INDIANAPOLIS (AP) — Infant R’s birth certificate lists his father’s name.
But the space for his mother’s name is blank, and will remain so until the
Indiana Court of Appeals decides who his legal mother is.
The 11-month-old boy referred to as Infant R in court documents was
conceived by in vitro fertilization. His genetic parents are a northern
Indiana married couple who donated the sperm and egg. His birth mother is
the wife’s sister, who volunteered to carry the baby for them.
The couple — known as T.G. and V.G. in court records — then petitioned the
Porter Circuit Court to have the genetic mother’s name placed on the child’s
birth certificate. The surrogate, V.G.’s sister, filed an affidavit in
support of their petition.
But the judge refused, ruling that “Indiana law does not permit a non-birth
mother to establish maternity. Indiana law holds the birth mother is the
legal maternal mother.”
On Thursday, attorney Steven Litz asked the Court of Appeals to intervene,
challenging the constitutionality of Indiana’s paternity law because it
allows men — but not women — to establish legal parenthood.
Arizona and Maryland courts have struck down similar paternity laws in
surrogacy situations, Litz said. Deputy Attorney General Frances Barrow said
courts in Massachusetts and New York had ruled their paternity statutes were
inadequate to deal with reproductive technology and said judges should be
guided by the principle of equity.
The three-judge panel clearly sympathized with the couple, who sat quietly
behind Litz throughout the hearing and declined to talk with reporters. But
the judges preferred not to delve into constitutional issues. They spent
much of the 40-minute hearing trying to craft a simpler solution that could
be used as a precedent.
“It seems to me that everyone’s singing the same song,” said Chief Judge
John G. Baker. “We just want to make sure we’re in tune.”
Litz said he didn’t care how it was done, as long as V.G. was recognized as
the child’s mother. Barrow agreed the Constitution needn’t come into play.
Baker pondered whether adoption might be the simplest remedy, but Barrow
disagreed, saying a mother shouldn’t be required to adopt her own genetic
“We know who the parents are,” she said.
Another alternative, lawyers and judges said, would be for judges to
interpret the state paternity statute to apply to women as well as men.
The problem, said Litz, who has connected hundreds of surrogates with
would-be parents over the last 25 years, is that the law hasn’t kept up with
reproductive technology. Indiana’s paternity law was passed more than 50
years ago, when surrogate parenting didn’t exist. Even Indiana’s 1988
surrogacy law has been outpaced by changes in the practice, he said.

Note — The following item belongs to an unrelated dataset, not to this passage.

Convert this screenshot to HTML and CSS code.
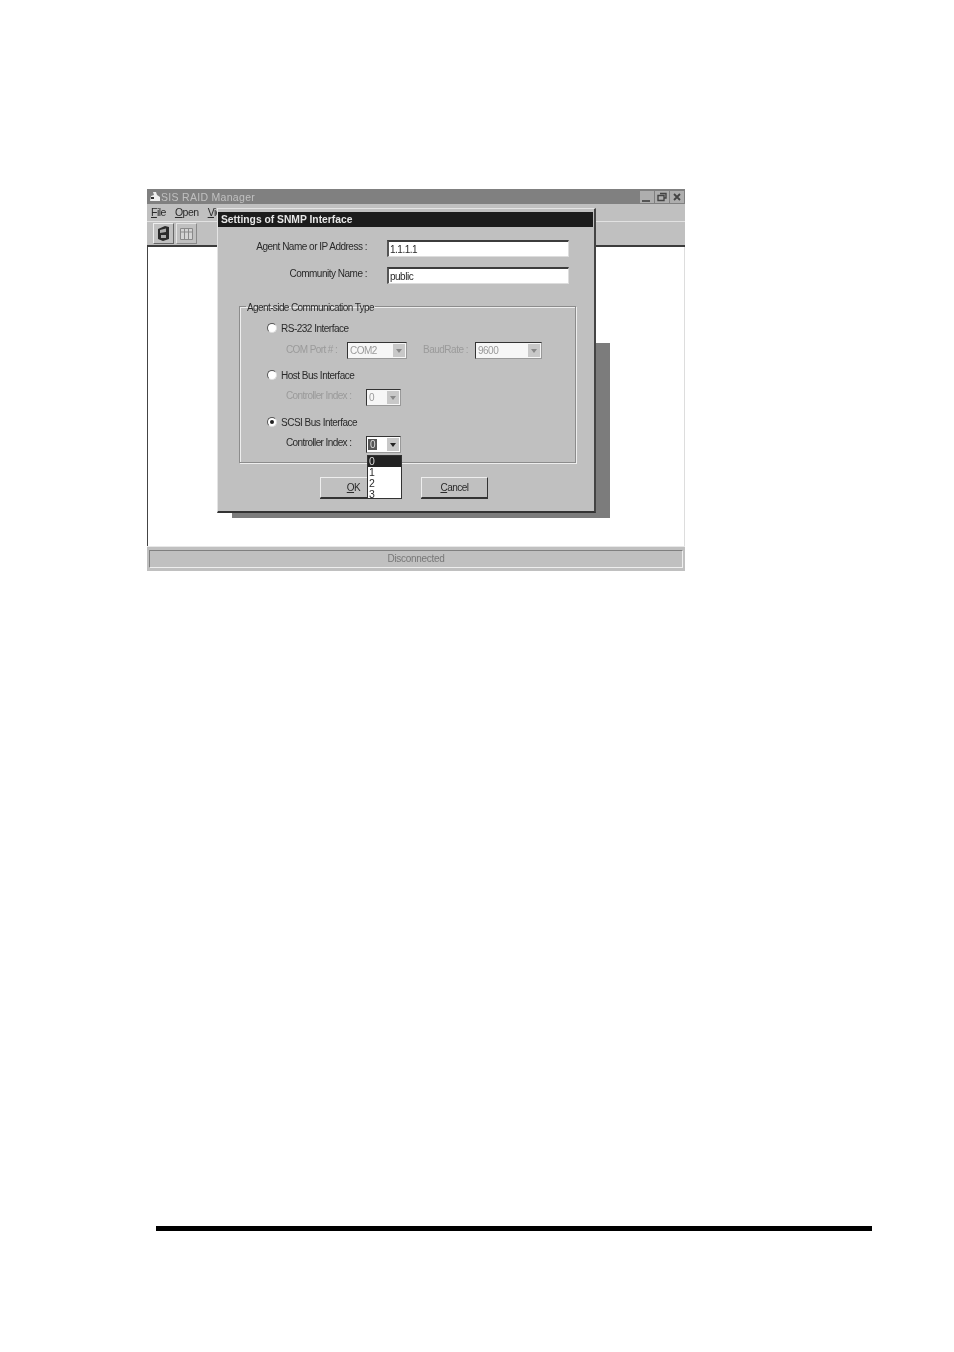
FILE: index.html
```html
<!DOCTYPE html>
<html lang="en">
<head>
    <meta charset="UTF-8">
    <title>SIS RAID Manager</title>
    <link rel="stylesheet" href="styles.css">
</head>
<body>
    <div class="window">
        <div class="titlebar">
            <svg class="app-icon" width="12" height="11" viewBox="0 0 12 11">
                <path d="M1 10 L2 5 L5 4 L4 1 L7 1 L8 4 L11 6 L11 10 Z" fill="#f0f0f0"/>
                <path d="M2 6 H5 V8 H2 Z" fill="#333"/>
            </svg>
            <span class="app-name">SIS RAID Manager</span>
            <div class="win-buttons">
                <div class="win-button">
                    <svg width="14" height="12" viewBox="0 0 14 12"><path d="M2 9 H10 V11 H2 Z" fill="#555"/></svg>
                </div>
                <div class="win-button">
                    <svg width="14" height="12" viewBox="0 0 14 12"><path d="M5 2.5 H11 V7 H9 M3 4.5 H9 V9.5 H3 Z" fill="none" stroke="#444" stroke-width="1.4"/></svg>
                </div>
                <div class="win-button">
                    <svg width="14" height="12" viewBox="0 0 14 12"><path d="M4 3 L10 9 M10 3 L4 9" stroke="#444" stroke-width="1.8"/></svg>
                </div>
            </div>
        </div>
        <div class="menubar">
            <span><u>F</u>ile</span>
            <span><u>O</u>pen</span>
            <span><u>V</u>iew</span>
        </div>
        <div class="toolbar">
            <div class="tool-button">
                <svg width="17" height="17" viewBox="0 0 17 17">
                    <path d="M3 4 L10 1 L14 2 V14 L8 16 L3 14 Z" fill="#2a2a2a"/>
                    <path d="M5 5 L11 3.5 V7 L5 8 Z M6 10 H11 V13 H6 Z" fill="#aaa"/>
                </svg>
            </div>
            <div class="tool-button light">
                <svg width="15" height="14" viewBox="0 0 15 14">
                    <path d="M1.5 1.5 H13.5 V12.5 H1.5 Z M5.5 1.5 V12.5 M9.5 1.5 V12.5 M1.5 5 H13.5" fill="#d4d4d4" stroke="#8a8a8a"/>
                </svg>
            </div>
        </div>
        <div class="client"></div>
        <div class="statusbar">
            <div class="status-panel">Disconnected</div>
        </div>

        <div class="dialog-shadow"></div>
        <div class="dialog">
            <div class="dialog-title">Settings of SNMP Interface</div>

            <div class="fields">
                <label>Agent Name or IP Address :</label>
                <div class="textbox">1.1.1.1</div>
                <label>Community Name :</label>
                <div class="textbox">public</div>
            </div>

            <fieldset class="group">
                <legend>Agent-side Communication Type</legend>

                <div class="option"><span class="radio"></span>RS-232 Interface</div>
                <div class="sub-row disabled">
                    <span class="com-label">COM Port # :</span>
                    <div class="combo combo-com"><span>COM2</span><span class="arrow"></span></div>
                    <span class="baud-label">BaudRate :</span>
                    <div class="combo combo-baud"><span>9600</span><span class="arrow"></span></div>
                </div>

                <div class="option"><span class="radio"></span>Host Bus Interface</div>
                <div class="sub-row disabled">
                    <span class="index-label">Controller Index :</span>
                    <div class="combo combo-index"><span>0</span><span class="arrow"></span></div>
                </div>

                <div class="option"><span class="radio checked"></span>SCSI Bus Interface</div>
                <div class="sub-row">
                    <span class="index-label">Controller Index :</span>
                    <div class="combo combo-index">
                        <span class="focused">0</span><span class="arrow"></span>
                        <ul class="dropdown">
                            <li class="selected">0</li>
                            <li>1</li>
                            <li>2</li>
                            <li>3</li>
                        </ul>
                    </div>
                </div>
            </fieldset>

            <div class="actions">
                <div class="button"><span><u>O</u>K</span></div>
                <div class="button"><span><u>C</u>ancel</span></div>
            </div>
        </div>
    </div>

    <div class="page-rule"></div>
</body>
</html>
```

FILE: styles.css
```css
html, body {
    height: 100%;
    overflow: hidden;
}

body {
    font-family: "Liberation Sans", Arial, sans-serif;
    font-size: 10px;
    letter-spacing: -0.5px;
    margin: 0;
    padding: 189px 0 0 147px;
    box-sizing: border-box;
    background-color: #fff;
    color: #2a2a2a;
}

u {
    text-underline-offset: 1px;
}

.window {
    position: relative;
    display: flex;
    flex-direction: column;
    width: 538px;
    height: 382px;
    background-color: #c0c0c0;
    filter: blur(0.7px);
}

.titlebar {
    display: flex;
    align-items: center;
    height: 15px;
    padding-left: 2px;
    background-color: #808080;
    color: #c0c0c0;
    flex: none;
}

.app-name {
    font-size: 10.5px;
    letter-spacing: 0.3px;
}

.win-buttons {
    display: flex;
    gap: 1px;
    margin-left: auto;
    margin-right: 1px;
}

.win-button {
    display: flex;
    width: 14px;
    height: 12px;
    background-color: #aeaeae;
}

.menubar {
    display: flex;
    align-items: center;
    height: 18px;
    padding: 0 0 2px 4px;
    gap: 9px;
    font-size: 10.5px;
    flex: none;
    border-bottom: 1px solid #e2e2e2;
    box-sizing: border-box;
}

.toolbar {
    display: flex;
    align-items: center;
    gap: 2px;
    height: 25px;
    padding-left: 6px;
    box-sizing: border-box;
    border-bottom: 2px solid #3c3c3c;
    flex: none;
}

.tool-button {
    display: flex;
    align-items: center;
    justify-content: center;
    width: 21px;
    height: 21px;
    box-sizing: border-box;
    border: 1px solid;
    border-color: #eee #666 #666 #eee;
}

.tool-button.light {
    border-color: #e4e4e4 #8a8a8a #8a8a8a #e4e4e4;
}

.client {
    flex: 1;
    background-color: #fff;
    border-left: 1px solid #444;
    border-right: 1px solid #ddd;
}

.statusbar {
    height: 25px;
    padding: 3px 2px;
    box-sizing: border-box;
    border-top: 1px solid #e8e8e8;
    flex: none;
}

.status-panel {
    height: 18px;
    line-height: 16px;
    letter-spacing: -0.3px;
    text-align: center;
    color: #777;
    border: 1px solid;
    border-color: #808080 #eee #eee #808080;
    box-sizing: border-box;
}

.dialog-shadow {
    position: absolute;
    left: 85px;
    top: 154px;
    width: 378px;
    height: 175px;
    background-color: #7c7c7c;
}

.dialog {
    position: absolute;
    left: 70px;
    top: 19px;
    width: 379px;
    height: 305px;
    box-sizing: border-box;
    padding-top: 3px;
    background-color: #c0c0c0;
    border-top: 1px solid #e4e4e4;
    border-left: 1px solid #e4e4e4;
    border-right: 2px solid #444;
    border-bottom: 2px solid #333;
}

.dialog-title {
    height: 15px;
    line-height: 15px;
    margin-right: 1px;
    padding-left: 3px;
    background-color: #1c1c1c;
    color: #e6e6e6;
    font-weight: bold;
    font-size: 10.3px;
    letter-spacing: 0;
}

.fields {
    display: grid;
    grid-template-columns: 149px 182px;
    column-gap: 20px;
    row-gap: 10px;
    margin-top: 13px;
}

.fields label {
    text-align: right;
    line-height: 13px;
}

.textbox {
    height: 17px;
    line-height: 15px;
    padding-left: 1px;
    box-sizing: border-box;
    background-color: #fff;
    border-top: 2px solid #3c3c3c;
    border-left: 2px solid #555;
    border-right: 1px solid #ddd;
    border-bottom: 1px solid #ddd;
}

.group {
    position: relative;
    width: 337px;
    height: 163px;
    margin: 16px 0 0 21px;
    padding: 9px 0 0 6px;
    box-sizing: border-box;
    border: 1px solid #8c8c8c;
    box-shadow: 1px 1px 0 #eee, inset 1px 1px 0 #eee;
}

.group legend {
    position: relative;
    top: 2px;
    margin: 0;
    padding: 0 1px;
    line-height: 12px;
    letter-spacing: -0.6px;
}

.option {
    display: flex;
    align-items: center;
    height: 14px;
    margin-left: 21px;
}

.radio {
    position: relative;
    width: 10px;
    height: 10px;
    margin-right: 4px;
    box-sizing: border-box;
    background-color: #fff;
    border-radius: 50%;
    border: 1px solid;
    border-color: #555 #ddd #ddd #555;
}

.radio.checked::after {
    content: "";
    position: absolute;
    left: 2px;
    top: 2px;
    width: 4px;
    height: 4px;
    background-color: #222;
    border-radius: 50%;
}

.sub-row {
    display: flex;
    align-items: center;
    height: 17px;
    margin: 7px 0 9px 40px;
}

.sub-row.disabled {
    color: #9a9a9a;
}

.index-label {
    width: 80px;
    margin-bottom: 4px;
    letter-spacing: -0.6px;
}

.com-label {
    width: 61px;
    margin-bottom: 2px;
    letter-spacing: -0.6px;
}

.baud-label {
    width: 52px;
    margin-left: 16px;
    margin-bottom: 2px;
}

.combo {
    position: relative;
    display: flex;
    align-items: center;
    height: 17px;
    padding-left: 2px;
    box-sizing: border-box;
    background-color: #fff;
    border: 1px solid;
    border-color: #333 #999 #999 #333;
}

.combo-com {
    width: 60px;
}

.combo-baud {
    width: 67px;
}

.combo-index {
    width: 35px;
}

.disabled .combo {
    background-color: #f6f6f6;
}

.arrow {
    position: absolute;
    right: 1px;
    top: 1px;
    bottom: 1px;
    width: 12px;
    background-color: #c8c8c8;
}

.arrow::after {
    content: "";
    position: absolute;
    left: 3px;
    top: 5px;
    border-left: 3px solid transparent;
    border-right: 3px solid transparent;
    border-top: 4px solid #222;
}

.disabled .arrow::after {
    border-top-color: #888;
}

.focused {
    background-color: #555;
    color: #ddd;
    padding: 0 2px;
    margin-left: -1px;
}

.dropdown {
    position: absolute;
    left: 0;
    top: 18px;
    width: 35px;
    height: 44px;
    margin: 0;
    padding: 0;
    list-style: none;
    box-sizing: border-box;
    background-color: #fff;
    border: 1px solid #333;
    font-size: 10.5px;
    line-height: 11px;
    z-index: 1;
}

.dropdown li {
    height: 11px;
    padding-left: 1px;
}

.dropdown .selected {
    background-color: #222;
    color: #ddd;
}

.actions {
    display: flex;
    gap: 34px;
    margin: 14px 0 0 102px;
}

.button {
    width: 67px;
    height: 21px;
    line-height: 19px;
    text-align: center;
    box-sizing: border-box;
    border: 1px solid;
    border-color: #eee #333 #333 #eee;
    box-shadow: 0 1px 0 #333;
}

.page-rule {
    width: 716px;
    height: 5px;
    margin: 655px 0 0 9px;
    background-color: #000;
}
```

Litz said Indiana — like most of the 30 states with laws governing surrogacy
— passed its statute in the wake of the Baby M case, in which courts
initially forced artificially inseminated surrogate mother Mary Beth
Whitehead to give up her parental rights. The New Jersey Supreme Court later
overturned that decision.
But in the Baby M case the surrogate mother was also the child’s genetic
mother. Litz said most surrogacies now are in vitro pregnancies, in which
the birth mother isn’t the baby’s genetic mother.
There are no federal guidelines for surrogacy, and state laws are “really
all over the place,” Litz said. An online search for state surrogacy laws
yielded contradictory information.
In Indiana, surrogacy isn’t illegal but the contracts are unenforceable and
surrogates cannot be required to give up a child, he said. The state’s
surrogacy law doesn’t address cases in which the surrogate mother is not the
child’s genetic mother.
Barrow and Litz both said it might eventually be up to the Indiana General
Assembly to untangle the legal issues.
“There is no question that surrogacy is popular and gaining popularity each
year,” said Litz, who estimated that as many as 5,000 to 10,000 children
have been born to surrogates in the United States.
The judges gave no indication when they might issue a ruling. If they rule
in the parents’ favor, the court would issue an order directing the Porter
circuit judge to recognize V.G. as the child’s legal mother, Litz said.